Confederate Citadel

Confederate Citadel

Richmond and Its People at War

New Directions in Southern History

by Mary A. DeCredico

Published by: The University Press of Kentucky

224 pages, 6.00 x 9.00 in, 9 b&w photos, 3 maps

  • Hardcover
  • ISBN: 9780813179254
  • Published: May 2020



Richmond, Virginia: pride of the founding fathers, doomed capital of the Confederate States of America. Unlike other Southern cities, Richmond boasted a vibrant, urban industrial complex capable of producing crucial ammunition and military supplies.
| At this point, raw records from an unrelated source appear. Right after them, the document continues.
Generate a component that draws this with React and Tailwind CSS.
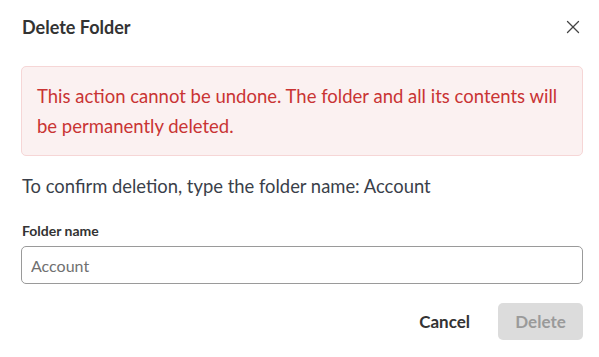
import React from 'react';
import { X } from 'lucide-react';

export default function App() {
  return (
    <div className="w-[599px] h-[357px] bg-white pl-[21px] pr-[16px] font-[Lato,'Noto_Sans',sans-serif]">
      <div className="flex items-center justify-between h-[54px]">
        <h2 className="text-[18px] font-bold text-[#333333] pl-[1px]">Delete Folder</h2>
        <button className="text-[#444] mr-[-1px]">
          <X size={22} strokeWidth={1.4} />
        </button>
      </div>

      <div className="mt-[12px] rounded-[5px] border border-[#f6d6d6] bg-[#fbf1f1] px-[15px] py-[14px] text-[18.5px] leading-[30px] text-[#c93434]">
        This action cannot be undone. The folder and all its contents will be permanently deleted.
      </div>

      <p className="mt-[17px] text-[18.4px] leading-[26px] text-[#3a3f4a] pl-[1px]">
        To confirm deletion, type the folder name: Account
      </p>

      <label className="block mt-[23px] text-[14px] font-bold text-[#333] pl-[1px] leading-[18px]">
        Folder name
      </label>
      <input
        readOnly
        placeholder="Account"
        className="mt-[6px] w-full h-[38px] rounded-[5px] border border-[#9a9a9a] px-[9px] text-[16px] text-[#666] placeholder:text-[#707070] outline-none"
      />

      <div className="flex justify-end items-center gap-[28px] mt-[19px]">
        <button className="text-[17px] font-bold text-[#333]">Cancel</button>
        <button className="h-[37px] w-[85px] rounded-[5px] bg-[#dcdcdc] text-[17px] font-bold text-[#9a9a9a]">
          Delete
        </button>
      </div>
    </div>
  );
}
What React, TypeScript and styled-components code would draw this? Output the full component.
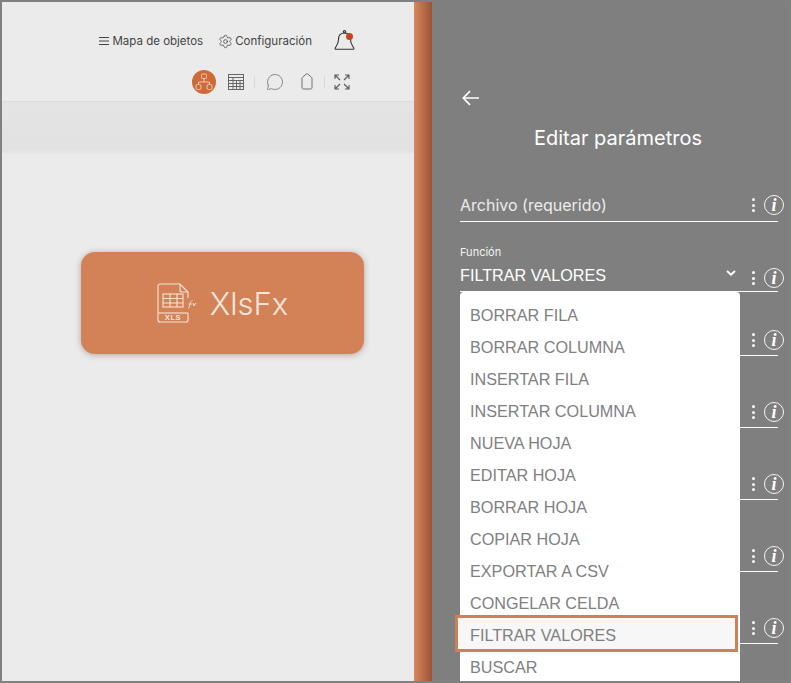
import { Settings, MessageCircle } from "lucide-react";
import styled, { createGlobalStyle } from "styled-components";

const options = [
    "BORRAR FILA",
    "BORRAR COLUMNA",
    "INSERTAR FILA",
    "INSERTAR COLUMNA",
    "NUEVA HOJA",
    "EDITAR HOJA",
    "BORRAR HOJA",
    "COPIAR HOJA",
    "EXPORTAR A CSV",
    "CONGELAR CELDA",
    "FILTRAR VALORES",
    "BUSCAR",
];

const RowActions = ({ lift = 5 }: { lift?: number }) => (
    <Actions $lift={lift}>
        <Kebab>
            <i />
            <i />
            <i />
        </Kebab>
        <Info>i</Info>
    </Actions>
);

const MenuIcon = () => (
    <svg width="10" height="8" viewBox="0 0 10 8" fill="none" stroke="#444" strokeWidth="1">
        <path d="M0 0.5H10M0 4H10M0 7.500H10" />
    </svg>
);

const BellIcon = () => (
    <svg width="21" height="20" viewBox="0 0 21 20" fill="none" stroke="#333" strokeWidth="1.100">
        <circle cx="10.500" cy="1.800" r="1.200" />
        <path d="M10.500 3C6 3 4.500 6 4.500 9.500C4.500 13.500 3 15 1.300 17.800C0.800 18.700 1.200 19.300 2 19.300H19C19.800 19.300 20.200 18.700 19.700 17.800C18 15 16.500 13.500 16.500 9.500C16.500 6 15 3 10.500 3Z" />
    </svg>
);

const NetworkIcon = () => (
    <svg width="18" height="18" viewBox="0 0 18 18" fill="none" stroke="#f3c9ae" strokeWidth="1">
        <rect x="6.500" y="1" width="5" height="4.500" rx="0.800" />
        <rect x="1" y="11.500" width="5" height="5" rx="1.500" />
        <rect x="12" y="11.500" width="5" height="5" rx="1.500" />
        <path d="M9 5.500V9M3.500 11.500V9H14.500V11.500" />
    </svg>
);

const TableIcon = () => (
    <svg width="16" height="16" viewBox="0 0 16 16" fill="none" stroke="#666" strokeWidth="1">
        <rect x="0.500" y="0.500" width="15" height="15" />
        <path d="M0.500 3.500H15.500M5 3.500V15.500M0.500 6.500H15.500M0.500 9.500H15.500M0.500 12.500H15.500M8.500 6.500V15.500M12 6.500V15.500" />
    </svg>
);

const TagIcon = () => (
    <svg width="12" height="17" viewBox="0 0 12 17" fill="none" stroke="#707070" strokeWidth="1">
        <path d="M1 5.500C1 4.800 1.300 4.500 1.800 4L5 1.200C5.600 0.700 6.400 0.700 7 1.200L10.200 4C10.700 4.500 11 4.800 11 5.500V14.500C11 15.500 10.500 16 9.500 16H2.500C1.500 16 1 15.500 1 14.500Z" />
    </svg>
);

const ExpandIcon = () => (
    <svg width="16" height="16" viewBox="0 0 16 16" fill="none" stroke="#5a5a5a" strokeWidth="1.100">
        <path d="M1 5V1H5M1 1L6 6M15 5V1H11M15 1L10 6M1 11V15H5M1 15L6 10M15 11V15H11M15 15L10 10" />
    </svg>
);

const BackIcon = () => (
    <svg width="18" height="16" viewBox="0 0 18 16" fill="none" stroke="#fff" strokeWidth="1.700">
        <path d="M17 8H1.500M8 1.200L1.300 8L8 14.800" />
    </svg>
);

const CaretIcon = () => (
    <svg width="10" height="6" viewBox="0 0 10 6" fill="none" stroke="#fff" strokeWidth="1.800">
        <path d="M1 1L5 4.700L9 1" />
    </svg>
);

const XlsIcon = () => (
    <svg width="40" height="40" viewBox="0 0 40 40" fill="none" stroke="#f6e3d6" strokeWidth="1.100">
        <path d="M31 30V37C31 38 30 39 29 39H3C2 39 1 38 1 37V3C1 2 2 1 3 1H23L31 9V15" />
        <path d="M23 1V7C23 8.500 24 9 25 9H31" />
        <path d="M1 30H31" />
        <rect x="6" y="11" width="20" height="13" />
        <path d="M6 15.500H26M6 20H26M13 11V24M20 11V24" />
        <path d="M31.500 25.500C33.500 22 33 18 35.500 17.500M31.500 21H35M36 20L37 23L39 20" strokeWidth="0.900" />
        <text x="16" y="36.700" textAnchor="middle" fontFamily="'Liberation Sans', sans-serif" fontSize="7.500" fontWeight="700" letterSpacing="0.600" fill="#f6e3d6" stroke="none">
            XLS
        </text>
    </svg>
);

export default function App() {
    return (
        <>
            <GlobalStyle />
            <Frame>
                <Workspace>
                    <TopNav>
                        <NavLink $gap={3}>
                            <MenuIcon />
                            Mapa de objetos
                        </NavLink>
                        <NavLink $gap={2}>
                            <Settings size={15} strokeWidth={1.2} />
                            Configuración
                        </NavLink>
                        <BellBox>
                            <BellIcon />
                            <BellDot />
                        </BellBox>
                    </TopNav>
                    <ToolRow>
                        <ActiveTool>
                            <NetworkIcon />
                        </ActiveTool>
                        <Tool $width={16}>
                            <TableIcon />
                        </Tool>
                        <ToolDivider $left={10} $right={11} />
                        <Tool $width={18}>
                            <MessageCircle size={18} strokeWidth={1} color="#666" />
                        </Tool>
                        <Tool $width={12} $gap={17}>
                            <TagIcon />
                        </Tool>
                        <ToolDivider $left={11} $right={9} />
                        <Tool $width={16}>
                            <ExpandIcon />
                        </Tool>
                    </ToolRow>
                    <Band />
                    <Canvas>
                        <ObjectCard>
                            <XlsIcon />
                            <CardTitle>XlsFx</CardTitle>
                        </ObjectCard>
                    </Canvas>
                </Workspace>
                <Strip />
                <Panel>
                    <BackButton>
                        <BackIcon />
                    </BackButton>
                    <PanelTitle>Editar parámetros</PanelTitle>
                    <Field $height={72}>
                        <FieldMain>
                            <FieldText>Archivo (requerido)</FieldText>
                        </FieldMain>
                        <RowActions lift={6} />
                    </Field>
                    <FunctionField>
                        <FieldMain>
                            <SmallLabel>Función</SmallLabel>
                            <ValueRow>
                                <FieldValue>FILTRAR VALORES</FieldValue>
                                <CaretHolder>
                                    <CaretIcon />
                                </CaretHolder>
                            </ValueRow>
                        </FieldMain>
                        <RowActions lift={3} />
                        <Dropdown>
                            {options.map((option) => (
                                <Option key={option} $active={option === "FILTRAR VALORES"}>
                                    {option}
                                </Option>
                            ))}
                        </Dropdown>
                    </FunctionField>
                    {[64, 72, 72, 72, 72].map((height, n) => (
                        <Field key={n} $height={height}>
                            <FieldMain />
                            <RowActions />
                        </Field>
                    ))}
                </Panel>
            </Frame>
        </>
    );
}

const GlobalStyle = createGlobalStyle`
    html, body {
        margin: 0;
        padding: 0;
        overflow: hidden;
    }
    * {
        box-sizing: border-box;
    }
`;

const Frame = styled.div`
    display: flex;
    width: 791px;
    height: 683px;
    border: 2px solid #808080;
    overflow: hidden;
    font-family: "Inter", "Noto Sans", sans-serif;
`;

const Workspace = styled.div`
    display: flex;
    flex-direction: column;
    width: 412px;
    flex: none;
    background-color: #ebebeb;
`;

const TopNav = styled.div`
    display: flex;
    justify-content: flex-end;
    align-items: center;
    height: 60px;
    padding: 18px 60px 0 0;
`;

const NavLink = styled.a<{ $gap: number }>`
    display: flex;
    align-items: center;
    gap: ${(p) => p.$gap}px;
    margin-right: 15px;
    color: #444;
    font-size: 11.5px;
    white-space: nowrap;
`;

const BellBox = styled.div`
    position: relative;
    display: flex;
    margin: -2px -1px 0 7px;
`;

const BellDot = styled.span`
    position: absolute;
    top: 2.5px;
    right: 2px;
    width: 7px;
    height: 7px;
    border-radius: 50%;
    background-color: #c4451d;
`;

const ToolRow = styled.div`
    display: flex;
    justify-content: flex-end;
    align-items: center;
    height: 40px;
    padding: 0 64px 0 0;
    border-bottom: 1px solid #dcdcdc;
`;

const ActiveTool = styled.div`
    display: flex;
    justify-content: center;
    align-items: center;
    width: 24px;
    height: 24px;
    margin-right: 12px;
    border-radius: 50%;
    background-color: #cd6a38;
`;

const Tool = styled.div<{ $width: number; $gap?: number }>`
    display: flex;
    justify-content: center;
    width: ${(p) => p.$width}px;
    margin-left: ${(p) => p.$gap ?? 0}px;
`;

const ToolDivider = styled.span<{ $left: number; $right: number }>`
    width: 1px;
    height: 12px;
    margin: 0 ${(p) => p.$right}px 0 ${(p) => p.$left}px;
    background-color: #d8d8d8;
`;

const Band = styled.div`
    height: 52px;
    background: linear-gradient(#e4e4e4, #e2e2e2 92%, #e8e8e8);
`;

const Canvas = styled.div`
    flex: 1;
    padding: 98px 0 0 79px;
`;

const ObjectCard = styled.div`
    display: flex;
    justify-content: center;
    align-items: center;
    gap: 13px;
    width: 283px;
    height: 102px;
    border-radius: 14px;
    background-color: #d38257;
    box-shadow: 0 1px 6px rgba(90, 70, 60, 0.4);
`;

const CardTitle = styled.span`
    color: #f6e6dc;
    font-size: 31px;
    font-weight: 300;
`;

const Strip = styled.div`
    width: 18px;
    flex: none;
    background: linear-gradient(90deg, #d9875a, #9d5237);
`;

const Panel = styled.div`
    position: relative;
    flex: 1;
    padding: 88px 11px 0 28px;
    background-color: #7f7f7f;
`;

const BackButton = styled.div`
    display: flex;
    height: 17px;
    margin-left: 2px;
`;

const PanelTitle = styled.h2`
    margin: 19px 0 0 0;
    padding-right: 2px;
    color: #fff;
    font-size: 20px;
    font-weight: 400;
    line-height: 24px;
    text-align: center;
`;

const Field = styled.div<{ $height: number }>`
    display: flex;
    align-items: flex-end;
    height: ${(p) => p.$height}px;
    border-bottom: 1px solid #fff;
`;

const FunctionField = styled(Field).attrs({ $height: 70 })`
    position: relative;
`;

const FieldMain = styled.div`
    flex: 1;
    min-width: 0;
    padding-right: 6px;
`;

const FieldText = styled.div`
    padding-bottom: 5px;
    color: #ececec;
    font-size: 16px;
    line-height: 22px;
`;

const SmallLabel = styled.div`
    margin-bottom: 1px;
    color: #f2f2f2;
    font-size: 11px;
    line-height: 14px;
`;

const ValueRow = styled.div`
    display: flex;
    justify-content: space-between;
    align-items: flex-start;
    height: 31px;
    padding-top: 6px;
`;

const FieldValue = styled.span`
    color: #fff;
    font-family: "Liberation Sans", Arial, sans-serif;
    font-size: 16.200px;
    line-height: 18px;
`;

const CaretHolder = styled.span`
    display: flex;
    padding-top: 4px;
    margin-right: 10px;
`;

const Actions = styled.div<{ $lift: number }>`
    display: flex;
    align-items: center;
    gap: 9px;
    flex: none;
    margin: 0 -6px ${(p) => p.$lift}px 0;
`;

const Kebab = styled.span`
    display: flex;
    flex-direction: column;
    gap: 2.5px;
    i {
        width: 3px;
        height: 3px;
        border-radius: 50%;
        background-color: #fff;
    }
`;

const Info = styled.span`
    display: flex;
    justify-content: center;
    align-items: center;
    width: 20px;
    height: 20px;
    border: 1.5px solid #f4f4f4;
    border-radius: 50%;
    color: #fff;
    font-family: "Liberation Serif", serif;
    font-size: 18px;
    font-style: italic;
    font-weight: 700;
    line-height: 1;
`;

const Dropdown = styled.ul`
    position: absolute;
    top: 70px;
    left: 0;
    z-index: 2;
    width: 280px;
    margin: 0;
    padding: 8px 0 0;
    list-style: none;
    border-radius: 4px 4px 0 0;
    background-color: #fff;
`;

const Option = styled.li<{ $active?: boolean }>`
    height: 32px;
    padding-left: 10px;
    color: #808080;
    font-family: "Liberation Sans", Arial, sans-serif;
    font-size: 16.200px;
    line-height: 30px;
    ${(p) =>
        p.$active &&
        `
        position: relative;
        width: 283px;
        height: 37px;
        margin: -5px 0 0 -5px;
        padding-left: 12px;
        line-height: 34px;
        border: 3px solid #d08056;
        background-color: #f7f7f7;
    `}
`;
Despite its northern position, Richmond became the Confederacy's beating heart -- its capital, second-largest city, and impenetrable citadel. As long as the city endured, the Confederacy remained a well-supplied and formidable force. But when Ulysses S. Grant broke its defenses in 1865, the Confederates fled, burned Richmond to the ground, and surrendered within the week. Confederate Citadel: Richmond and Its People at War offers a detailed portrait of life's daily hardships in the rebel capital during the Civil War. Here, barricaded against a siege, staunch Unionists became a dangerous fifth column, refugees flooded the streets, and women organized a bread riot in the city. Drawing on personal correspondence, private diaries, and newspapers, author Mary A. DeCredico spotlights the human elements of Richmond's economic rise and fall, uncovering its significance as the South's industrial powerhouse throughout the Civil War.